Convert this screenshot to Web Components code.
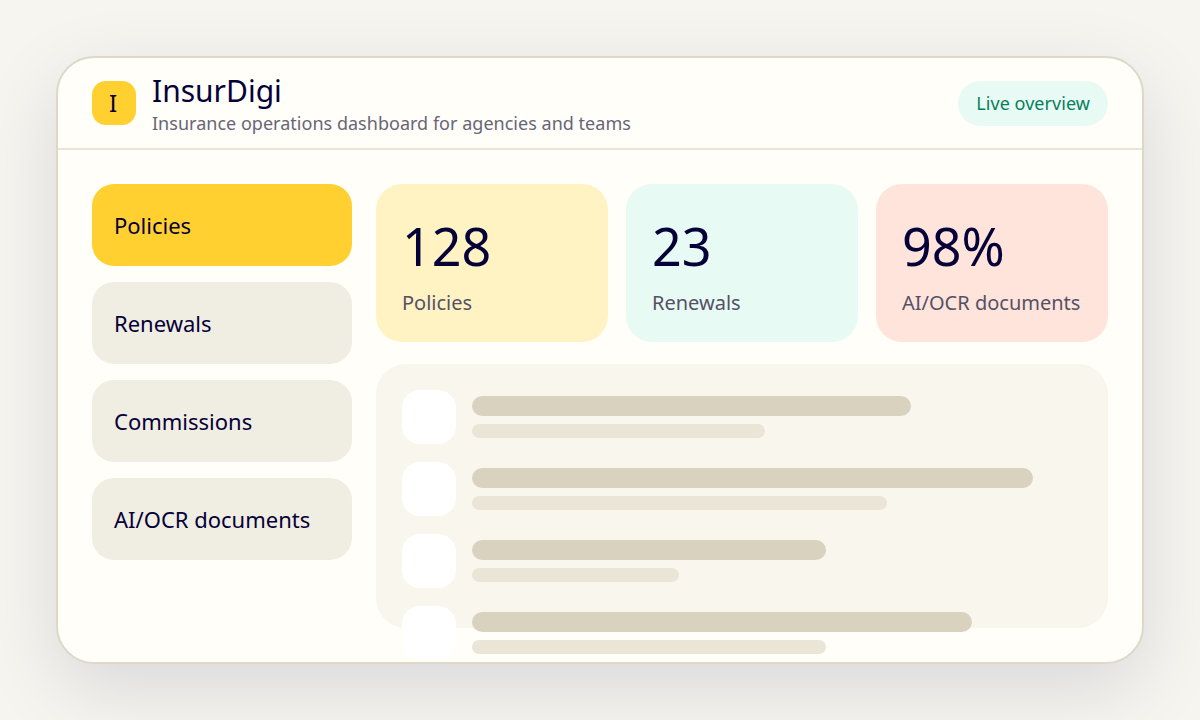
<!DOCTYPE html>
<html lang="en">
<head>
<meta charset="utf-8">
<title>InsurDigi</title>
<style>
    body {
        margin: 0;
        height: 720px;
        padding: 56px;
        box-sizing: border-box;
        overflow: hidden;
        background: #f6f5f0;
        color: #050038;
        font-family: "Noto Sans", sans-serif;
    }
</style>
</head>
<body>
<dashboard-card>
    <app-header slot="header" logo="I">
        <span slot="title">InsurDigi</span>
        <span slot="subtitle">Insurance operations dashboard for agencies and teams</span>
        <status-pill slot="status">Live overview</status-pill>
    </app-header>
    <nav-item slot="nav" active>Policies</nav-item>
    <nav-item slot="nav">Renewals</nav-item>
    <nav-item slot="nav">Commissions</nav-item>
    <nav-item slot="nav">AI/OCR documents</nav-item>
    <metric-card slot="metrics" value="128" style="--tone:#fff3c4">Policies</metric-card>
    <metric-card slot="metrics" value="23" style="--tone:#e7faf4">Renewals</metric-card>
    <metric-card slot="metrics" value="98%" style="--tone:#ffe4dc">AI/OCR documents</metric-card>
    <list-row slot="rows" long="72%" short="48%"></list-row>
    <list-row slot="rows" long="92%" short="68%"></list-row>
    <list-row slot="rows" long="58%" short="34%"></list-row>
    <list-row slot="rows" long="82%" short="58%"></list-row>
</dashboard-card>

<script>
'use strict'

class BaseElement extends HTMLElement {
    constructor () {
        super();
        this.attachShadow({mode:'open'})
        this.shadowRoot.innerHTML = this.constructor.markup
    }
}

class DashboardCard extends BaseElement {
    static markup = `
        <style>
            :host {
                display: flex;
                flex-direction: column;
                height: 608px;
                box-sizing: border-box;
                border: 2px solid #ded8c8;
                border-radius: 38px;
                background: #fffef8;
                box-shadow: 0 24px 80px rgba(5, 0, 56, 0.12);
                overflow: hidden;
            }
            .body {
                flex: 1;
                min-height: 0;
                box-sizing: border-box;
                display: grid;
                grid-template-columns: 260px 1fr;
                gap: 24px;
                padding: 34px;
            }
            .nav {
                display: flex;
                flex-direction: column;
                gap: 16px;
            }
            .main {
                display: flex;
                flex-direction: column;
                gap: 22px;
                min-height: 0;
            }
            .metrics {
                display: grid;
                grid-template-columns: repeat(3, 1fr);
                gap: 18px;
            }
            /* rows keep their height and run past the panel */
            .panel {
                flex: 1;
                min-height: 0;
                box-sizing: border-box;
                display: flex;
                flex-direction: column;
                gap: 18px;
                padding: 26px;
                border-radius: 30px;
                background: #f9f6ee;
            }
        </style>
        <slot name="header"></slot>
        <div class="body">
            <div class="nav"><slot name="nav"></slot></div>
            <div class="main">
                <div class="metrics"><slot name="metrics"></slot></div>
                <div class="panel"><slot name="rows"></slot></div>
            </div>
        </div>
    `
}

class AppHeader extends BaseElement {
    static markup = `
        <style>
            :host {
                display: flex;
                align-items: center;
                gap: 16px;
                flex: none;
                height: 92px;
                box-sizing: border-box;
                padding: 0 34px;
                border-bottom: 2px solid #ebe5d8;
            }
            .logo {
                display: grid;
                place-items: center;
                width: 44px;
                height: 44px;
                box-sizing: border-box;
                padding: 0 2px 2px 0;
                border-radius: 14px;
                background: #ffd02f;
                font-size: 24px;
            }
            .text {
                flex: 1;
            }
            .title {
                font-size: 30px;
            }
            .subtitle {
                padding-bottom: 1px;
                font-size: 18px;
                letter-spacing: 0.02px;
                color: #696578;
            }
        </style>
        <div class="logo"></div>
        <div class="text">
            <div class="title"><slot name="title"></slot></div>
            <div class="subtitle"><slot name="subtitle"></slot></div>
        </div>
        <slot name="status"></slot>
    `
    connectedCallback () {
        this.shadowRoot.querySelector('.logo').textContent = this.getAttribute('logo')
    }
}

class StatusPill extends BaseElement {
    static markup = `
        <style>
            :host {
                display: block;
                padding: 10px 18px 11px;
                border-radius: 999px;
                background: #e7faf4;
                color: #087f5b;
                font-size: 18px;
                letter-spacing: 0.05px;
            }
        </style>
        <slot></slot>
    `
}

class NavItem extends BaseElement {
    static markup = `
        <style>
            :host {
                display: block;
                padding: 26px 22px;
                border-radius: 22px;
                background: #f0eee2;
                font-size: 22px;
            }
            :host([active]) {
                background: #ffd02f;
            }
        </style>
        <slot></slot>
    `
}

class MetricCard extends BaseElement {
    static markup = `
        <style>
            :host {
                display: block;
                padding: 26px;
                border-radius: 26px;
                background: var(--tone);
            }
            .value {
                font-size: 52px;
            }
            .label {
                margin-top: 8px;
                font-size: 20px;
                color: #555165;
                white-space: nowrap;
            }
        </style>
        <div class="value"></div>
        <div class="label"><slot></slot></div>
    `
    connectedCallback () {
        this.shadowRoot.querySelector('.value').textContent = this.getAttribute('value')
    }
}

class ListRow extends BaseElement {
    static markup = `
        <style>
            :host {
                display: flex;
                align-items: center;
                gap: 16px;
                flex: none;
            }
            .thumb {
                width: 54px;
                height: 54px;
                border-radius: 18px;
                background: #fff;
            }
            .lines {
                flex: 1;
                display: grid;
                gap: 8px;
            }
            .long {
                height: 20px;
                border-radius: 10px;
                background: #d9d2bf;
            }
            .short {
                height: 14px;
                border-radius: 7px;
                background: #ebe5d8;
            }
        </style>
        <div class="thumb"></div>
        <div class="lines">
            <div class="long"></div>
            <div class="short"></div>
        </div>
    `
    connectedCallback () {
        this.shadowRoot.querySelector('.long').style.width = this.getAttribute('long')
        this.shadowRoot.querySelector('.short').style.width = this.getAttribute('short')
    }
}

customElements.define('dashboard-card', DashboardCard)
customElements.define('app-header', AppHeader)
customElements.define('status-pill', StatusPill)
customElements.define('nav-item', NavItem)
customElements.define('metric-card', MetricCard)
customElements.define('list-row', ListRow)
</script>
</body>
</html>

--------------------------------------------------

Problem details:
Copy out each line exactly, without the pictures.

The output:
Convert this screenshot to Web Components code.
<!DOCTYPE html>
<html lang="en">
<head>
<meta charset="utf-8">
<title>InsurDigi</title>
<style>
    body {
        margin: 0;
        height: 720px;
        padding: 56px;
        box-sizing: border-box;
        overflow: hidden;
        background: #f6f5f0;
        color: #050038;
        font-family: "Noto Sans", sans-serif;
    }
</style>
</head>
<body>
<dashboard-card>
    <app-header slot="header" logo="I">
        <span slot="title">InsurDigi</span>
        <span slot="subtitle">Insurance operations dashboard for agencies and teams</span>
        <status-pill slot="status">Live overview</status-pill>
    </app-header>
    <nav-item slot="nav" active>Policies</nav-item>
    <nav-item slot="nav">Renewals</nav-item>
    <nav-item slot="nav">Commissions</nav-item>
    <nav-item slot="nav">AI/OCR documents</nav-item>
    <metric-card slot="metrics" value="128" style="--tone:#fff3c4">Policies</metric-card>
    <metric-card slot="metrics" value="23" style="--tone:#e7faf4">Renewals</metric-card>
    <metric-card slot="metrics" value="98%" style="--tone:#ffe4dc">AI/OCR documents</metric-card>
    <list-row slot="rows" long="72%" short="48%"></list-row>
    <list-row slot="rows" long="92%" short="68%"></list-row>
    <list-row slot="rows" long="58%" short="34%"></list-row>
    <list-row slot="rows" long="82%" short="58%"></list-row>
</dashboard-card>

<script>
'use strict'

class BaseElement extends HTMLElement {
    constructor () {
        super();
        this.attachShadow({mode:'open'})
        this.shadowRoot.innerHTML = this.constructor.markup
    }
}

class DashboardCard extends BaseElement {
    static markup = `
        <style>
            :host {
                display: flex;
                flex-direction: column;
                height: 608px;
                box-sizing: border-box;
                border: 2px solid #ded8c8;
                border-radius: 38px;
                background: #fffef8;
                box-shadow: 0 24px 80px rgba(5, 0, 56, 0.12);
                overflow: hidden;
            }
            .body {
                flex: 1;
                min-height: 0;
                box-sizing: border-box;
                display: grid;
                grid-template-columns: 260px 1fr;
                gap: 24px;
                padding: 34px;
            }
            .nav {
                display: flex;
                flex-direction: column;
                gap: 16px;
            }
            .main {
                display: flex;
                flex-direction: column;
                gap: 22px;
                min-height: 0;
            }
            .metrics {
                display: grid;
                grid-template-columns: repeat(3, 1fr);
                gap: 18px;
            }
            /* rows keep their height and run past the panel */
            .panel {
                flex: 1;
                min-height: 0;
                box-sizing: border-box;
                display: flex;
                flex-direction: column;
                gap: 18px;
                padding: 26px;
                border-radius: 30px;
                background: #f9f6ee;
            }
        </style>
        <slot name="header"></slot>
        <div class="body">
            <div class="nav"><slot name="nav"></slot></div>
            <div class="main">
                <div class="metrics"><slot name="metrics"></slot></div>
                <div class="panel"><slot name="rows"></slot></div>
            </div>
        </div>
    `
}

class AppHeader extends BaseElement {
    static markup = `
        <style>
            :host {
                display: flex;
                align-items: center;
                gap: 16px;
                flex: none;
                height: 92px;
                box-sizing: border-box;
                padding: 0 34px;
                border-bottom: 2px solid #ebe5d8;
            }
            .logo {
                display: grid;
                place-items: center;
                width: 44px;
                height: 44px;
                box-sizing: border-box;
                padding: 0 2px 2px 0;
                border-radius: 14px;
                background: #ffd02f;
                font-size: 24px;
            }
            .text {
                flex: 1;
            }
            .title {
                font-size: 30px;
            }
            .subtitle {
                padding-bottom: 1px;
                font-size: 18px;
                letter-spacing: 0.02px;
                color: #696578;
            }
        </style>
        <div class="logo"></div>
        <div class="text">
            <div class="title"><slot name="title"></slot></div>
            <div class="subtitle"><slot name="subtitle"></slot></div>
        </div>
        <slot name="status"></slot>
    `
    connectedCallback () {
        this.shadowRoot.querySelector('.logo').textContent = this.getAttribute('logo')
    }
}

class StatusPill extends BaseElement {
    static markup = `
        <style>
            :host {
                display: block;
                padding: 10px 18px 11px;
                border-radius: 999px;
                background: #e7faf4;
                color: #087f5b;
                font-size: 18px;
                letter-spacing: 0.05px;
            }
        </style>
        <slot></slot>
    `
}

class NavItem extends BaseElement {
    static markup = `
        <style>
            :host {
                display: block;
                padding: 26px 22px;
                border-radius: 22px;
                background: #f0eee2;
                font-size: 22px;
            }
            :host([active]) {
                background: #ffd02f;
            }
        </style>
        <slot></slot>
    `
}

class MetricCard extends BaseElement {
    static markup = `
        <style>
            :host {
                display: block;
                padding: 26px;
                border-radius: 26px;
                background: var(--tone);
            }
            .value {
                font-size: 52px;
            }
            .label {
                margin-top: 8px;
                font-size: 20px;
                color: #555165;
                white-space: nowrap;
            }
        </style>
        <div class="value"></div>
        <div class="label"><slot></slot></div>
    `
    connectedCallback () {
        this.shadowRoot.querySelector('.value').textContent = this.getAttribute('value')
    }
}

class ListRow extends BaseElement {
    static markup = `
        <style>
            :host {
                display: flex;
                align-items: center;
                gap: 16px;
                flex: none;
            }
            .thumb {
                width: 54px;
                height: 54px;
                border-radius: 18px;
                background: #fff;
            }
            .lines {
                flex: 1;
                display: grid;
                gap: 8px;
            }
            .long {
                height: 20px;
                border-radius: 10px;
                background: #d9d2bf;
            }
            .short {
                height: 14px;
                border-radius: 7px;
                background: #ebe5d8;
            }
        </style>
        <div class="thumb"></div>
        <div class="lines">
            <div class="long"></div>
            <div class="short"></div>
        </div>
    `
    connectedCallback () {
        this.shadowRoot.querySelector('.long').style.width = this.getAttribute('long')
        this.shadowRoot.querySelector('.short').style.width = this.getAttribute('short')
    }
}

customElements.define('dashboard-card', DashboardCard)
customElements.define('app-header', AppHeader)
customElements.define('status-pill', StatusPill)
customElements.define('nav-item', NavItem)
customElements.define('metric-card', MetricCard)
customElements.define('list-row', ListRow)
</script>
</body>
</html>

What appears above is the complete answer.